If your preprocessed Dataset is small enough to fit in Ray object store memory (by default this is 30% of total cluster RAM), materialize the preprocessed dataset in Ray’s built-in object store, by calling materialize() on the preprocessed dataset. This method tells Ray Data to compute the entire preprocessed and pin it in the Ray object store memory. As a result, when iterating over the dataset repeatedly, the preprocessing operations do not need to be re-run. However, if the preprocessed data is too large to fit into Ray object store memory, this approach will greatly decreases performance as data needs to be spilled to and read back from disk.

Transformations that you want to run per-epoch, such as randomization, should go after the materialize call.

from typing import Dict
import numpy as np
import ray

# Load the data.
train_ds = ray.data.read_parquet("s3://anonymous@ray-example-data/iris.parquet")

# Define a preprocessing function.
def normalize_length(batch: Dict[str, np.ndarray]) -> Dict[str, np.ndarray]:
    new_col = batch["sepal.length"] / np.max(batch["sepal.length"])
    batch["normalized.sepal.length"] = new_col
    del batch["sepal.length"]
    return batch

# Preprocess the data.

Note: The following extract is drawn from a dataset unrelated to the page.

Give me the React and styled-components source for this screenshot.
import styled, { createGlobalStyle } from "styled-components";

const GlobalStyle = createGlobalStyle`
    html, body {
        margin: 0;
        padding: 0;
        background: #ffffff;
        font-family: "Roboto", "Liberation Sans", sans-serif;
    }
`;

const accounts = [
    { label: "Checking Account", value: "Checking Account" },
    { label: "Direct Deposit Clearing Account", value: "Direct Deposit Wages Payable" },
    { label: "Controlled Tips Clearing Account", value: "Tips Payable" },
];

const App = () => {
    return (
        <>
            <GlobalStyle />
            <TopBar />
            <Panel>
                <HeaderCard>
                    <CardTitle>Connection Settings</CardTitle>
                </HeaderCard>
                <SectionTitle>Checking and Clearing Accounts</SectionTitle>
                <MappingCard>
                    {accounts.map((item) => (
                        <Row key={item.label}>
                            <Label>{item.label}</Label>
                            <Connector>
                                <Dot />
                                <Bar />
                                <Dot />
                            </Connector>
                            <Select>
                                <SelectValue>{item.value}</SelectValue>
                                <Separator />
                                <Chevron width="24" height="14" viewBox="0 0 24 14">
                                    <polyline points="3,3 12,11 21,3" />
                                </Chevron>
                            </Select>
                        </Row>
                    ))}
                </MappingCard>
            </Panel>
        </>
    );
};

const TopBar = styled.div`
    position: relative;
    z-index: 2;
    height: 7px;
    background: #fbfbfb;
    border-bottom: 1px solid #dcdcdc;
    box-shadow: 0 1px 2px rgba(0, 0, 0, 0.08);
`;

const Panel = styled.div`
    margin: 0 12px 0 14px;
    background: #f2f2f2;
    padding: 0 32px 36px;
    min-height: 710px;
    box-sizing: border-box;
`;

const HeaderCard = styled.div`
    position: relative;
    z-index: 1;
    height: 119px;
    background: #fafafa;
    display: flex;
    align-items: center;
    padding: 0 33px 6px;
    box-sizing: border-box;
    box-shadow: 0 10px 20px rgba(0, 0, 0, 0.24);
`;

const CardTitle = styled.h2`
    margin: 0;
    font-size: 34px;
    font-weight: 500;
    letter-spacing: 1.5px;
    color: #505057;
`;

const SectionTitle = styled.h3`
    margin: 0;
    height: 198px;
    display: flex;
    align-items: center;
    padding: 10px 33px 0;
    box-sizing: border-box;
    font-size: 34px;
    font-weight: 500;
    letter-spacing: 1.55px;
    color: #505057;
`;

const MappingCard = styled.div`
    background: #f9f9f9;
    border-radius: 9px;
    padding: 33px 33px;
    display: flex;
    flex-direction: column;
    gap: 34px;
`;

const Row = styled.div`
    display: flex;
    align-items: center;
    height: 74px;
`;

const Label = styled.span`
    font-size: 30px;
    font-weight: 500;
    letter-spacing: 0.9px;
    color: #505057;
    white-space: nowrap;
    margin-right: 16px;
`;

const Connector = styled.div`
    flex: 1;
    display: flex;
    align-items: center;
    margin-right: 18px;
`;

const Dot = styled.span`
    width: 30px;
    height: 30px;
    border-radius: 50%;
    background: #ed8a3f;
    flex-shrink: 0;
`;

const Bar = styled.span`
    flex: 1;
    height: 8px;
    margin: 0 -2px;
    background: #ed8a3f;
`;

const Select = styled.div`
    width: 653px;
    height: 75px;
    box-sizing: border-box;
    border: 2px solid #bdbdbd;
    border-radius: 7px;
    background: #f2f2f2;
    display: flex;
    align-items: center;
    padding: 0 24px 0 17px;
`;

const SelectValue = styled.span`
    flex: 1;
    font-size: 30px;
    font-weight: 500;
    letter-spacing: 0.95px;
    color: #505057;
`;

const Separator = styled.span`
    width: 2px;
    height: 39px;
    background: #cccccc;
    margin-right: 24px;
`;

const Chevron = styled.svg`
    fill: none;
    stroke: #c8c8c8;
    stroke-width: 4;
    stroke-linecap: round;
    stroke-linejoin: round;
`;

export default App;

Transformations that are made before the materialize call
# below are only run once.
train_ds = train_ds.map_batches(normalize_length)

# Materialize the dataset in object store memory.
# Only do this if train_ds is small enough to fit in object store memory.
train_ds = train_ds.materialize()

# Dummy augmentation transform.
def augment_data(batch):
    return batch

# Add per-epoch preprocessing. Transformations that you want to run per-epoch, such
# as data augmentation or randomization, should go after the materialize call.
train_ds = train_ds.map_batches(augment_data)

# Pass train_ds to the Trainer

Adding CPU-only nodes to your cluster#

If the GPU training is bottlenecked on expensive CPU preprocessing and the preprocessed Dataset is too large to fit in object store memory, then materializing the dataset doesn’t work. In this case, Ray’s native support for heterogeneous resources enables you to simply add more CPU-only nodes to your cluster, and Ray Data automatically scales out CPU-only preprocessing tasks to CPU-only nodes, making GPUs more saturated.

In general, adding CPU-only nodes can help in two ways: * Adding more CPU cores helps further parallelize preprocessing. This approach is helpful when CPU compute time is the bottleneck. * Increasing object store memory, which 1) allows Ray Data to buffer more data in between preprocessing and training stages, and 2) provides more memory to make it possible to cache the preprocessed dataset. This approach is helpful when memory is the bottleneck.